Modern mandates intersect with legal exposure, procurement, supply chain risk and executive decision-making. Shared accountability must be formalized across legal, risk, business and procurement teams. Clear governance structures should define who owns regulatory interpretation, control implementation and risk acceptance.
Cyber risk metrics presented to boards must translate technical exposure into business impact: compliance posture, incident readiness and resilience maturity. Executives must understand both their oversight responsibilities and the limits of cyber insurance protections.
Democratizing accountability ensures cyber risk decisions are made where authority and context reside, at enterprise level.
Data sovereignty as strategy
Geopolitical tensions have elevated data sovereignty from a compliance detail to a strategic concern.

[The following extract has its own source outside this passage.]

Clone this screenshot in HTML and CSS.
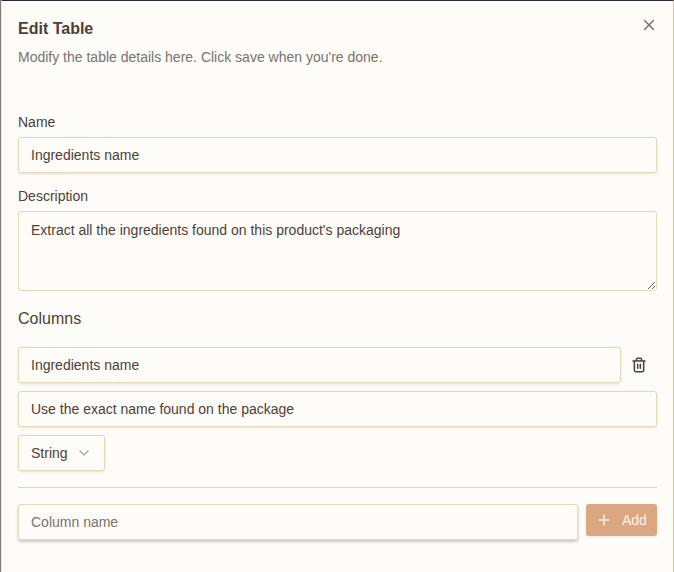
FILE: index.html
```html
<!DOCTYPE html>
<html lang="en">
<head>
<meta charset="utf-8">
<title>Edit Table</title>
<link rel="stylesheet" href="styles.css">
</head>
<body>
<main class="dialog">
  <header class="header">
    <div>
      <h1 class="title">Edit Table</h1>
      <p class="subtitle">Modify the table details here. Click save when you're done.</p>
    </div>
    <button class="close" aria-label="Close"><svg width="16" height="16" viewBox="0 0 24 24" fill="none" stroke="currentColor" stroke-width="2" stroke-linecap="round"><path d="M18 6 6 18M6 6l12 12" transform="translate(-1.2 -1.2) scale(1.1)"/></svg></button>
  </header>
  <label class="label" for="name">Name</label>
  <input class="input" id="name" value="Ingredients name">
  <label class="label label-description" for="description">Description</label>
  <textarea class="input textarea" id="description">Extract all the ingredients found on this product's packaging</textarea>
  <h2 class="columns-title">Columns</h2>
  <section class="column">
    <div class="row">
      <input class="input" value="Ingredients name">
      <button class="delete" aria-label="Delete column"><svg width="16" height="16" viewBox="0 0 24 24" fill="none" stroke="currentColor" stroke-width="2.3" stroke-linecap="round" stroke-linejoin="round"><path d="M3 6h18M19 6v14a2 2 0 0 1-2 2H7a2 2 0 0 1-2-2V6M8 6V4a2 2 0 0 1 2-2h4a2 2 0 0 1 2 2v2M10 11v6M14 11v6"/></svg></button>
    </div>
    <input class="input" value="Use the exact name found on the package">
    <button class="select">String<svg width="16" height="16" viewBox="0 0 24 24" fill="none" stroke="currentColor" stroke-width="2" stroke-linecap="round" stroke-linejoin="round"><path d="m6 9 6 6 6-6"/></svg></button>
  </section>
  <div class="row add-row">
    <input class="input new-column" placeholder="Column name">
    <button class="add"><svg width="16" height="16" viewBox="0 0 24 24" fill="none" stroke="currentColor" stroke-width="2" stroke-linecap="round"><path d="M4.5 12h15M12 4.5v15"/></svg>Add</button>
  </div>
</main>
</body>
</html>
```
FILE: styles.css
```css
* { box-sizing: border-box; }
body {
  margin: 0;
  overflow: hidden;
  background: #857b7b;
  color: #4e3f37;
  font: 14px/20px "Liberation Sans", Arial, sans-serif;
}
button, input, textarea { font: inherit; color: inherit; }
button { border: 0; padding: 0; background: none; }
svg { display: block; flex-shrink: 0; }
.dialog {
  display: flex;
  flex-direction: column;
  height: 572px;
  margin-left: 1px;
  padding: 16px 16px 0;
  border-top: 1px solid #312b31;
  border-left: 1px solid #eee5d0;
  border-right: 1px solid #cfc6b4;
  background: #fdfcf8;
}
.header { display: flex; justify-content: space-between; height: 98px; }
.title { margin: 0; font-size: 16px; line-height: 24px; font-weight: 700; }
.subtitle { margin: 6px 0 0; color: #7b736d; }
.close { width: 16px; height: 16px; color: #7b6d63; }
.label { line-height: 14px; margin-bottom: 8px; }
.label-description { margin-top: 16px; }
.input {
  display: block;
  width: 100%;
  height: 36px;
  padding: 4px 12px;
  border: 1px solid #e6d8b5;
  border-radius: 3px;
  background: transparent;
  box-shadow: 0 1px 3px rgba(60, 45, 30, .13);
  outline: none;
}
.input::placeholder { color: #7b736d; opacity: 1; }
.textarea { height: 80px; padding: 8px 12px; resize: vertical; box-shadow: none; }
.columns-title { margin: 16px 0; font-size: 16px; line-height: 24px; font-weight: 400; }
.column {
  display: flex;
  flex-direction: column;
  gap: 8px;
  padding-bottom: 16px;
  border-bottom: 1px solid #ded7bf;
}
.row { display: flex; }
.delete { display: grid; place-items: center; flex: 0 0 36px; height: 36px; }
.select {
  display: flex;
  align-items: center;
  justify-content: space-between;
  width: 87px;
  height: 36px;
  padding: 0 12px;
  border: 1px solid #e6d8b5;
  border-radius: 3px;
  box-shadow: 0 1px 3px rgba(60, 45, 30, .13);
}
.select svg { color: #aaa39d; }
.add-row { gap: 8px; padding-top: 16px; }
.new-column { box-shadow: 0 2px 3px rgba(60, 45, 30, .25); }
.add {
  display: flex;
  align-items: center;
  gap: 10px;
  flex: 0 0 71px;
  height: 32px;
  padding-left: 10px;
  border-radius: 3px;
  background: #daa780;
  color: #fdf5ee;
  box-shadow: 0 1px 3px rgba(60, 45, 30, .1);
}
```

Data localization mandates and cross-border transfer restrictions are reshaping cloud strategy and vendor selection.
Organizations must evaluate trade-offs between cost, resilience and regulatory exposure. Sovereign cloud deployments, geographic controls or privacy-enhancing technologies may be required. However, reactive overcorrection is a risk.
Wholesale migration in response to regulatory headlines can introduce fragility and technical debt.
Data sovereignty strategy must be embedded in long-term architecture planning, not treated as an emergency retrofit. Sovereignty is not simply about where data resides. It is about sustaining operations under political and legal stress.
Agility over rigidity
Regulatory volatility will not stabilize soon. It is driven by geopolitical realignment, escalating cyber threats and emerging technologies such as AI. Cybersecurity strategies must therefore be adaptable.
Modular architectures and scalable operating models allow faster reconfiguration as requirements shift. Compliance obligations should be integrated into broader transformation roadmaps, not managed as isolated projects.
At the same time, CISOs and security and risk management leaders must avoid letting compliance crowd out resilience. Meeting a reporting deadline matters. Preventing systemic failure matters more. A mature program balances regulatory adherence with risk-based prioritization.
Compliance is a continuous discipline, not a one-off certification.
From burden to advantage – a call to action
Delaying is no longer an option. Inaction risks fines, lost contracts, and irreversible reputational damage. But regulatory pressure is also an opportunity. Organizations that unify cyber risk management with evolving mandates, automate compliance, and embed resilience at the board level don’t just avoid penalties, they gain a competitive edge.
Demonstrable cyber resilience builds trust, protects value, and signals leadership in a volatile digital economy. Regulatory volatility isn’t a storm to weather; it’s the new baseline. CISOs and their organizations that treat compliance as a strategic capability, integrating legal foresight, operational discipline, and board accountability will thrive.
Cyber resilience is now both the cost of entry and the differentiator for operating across borders in 2026.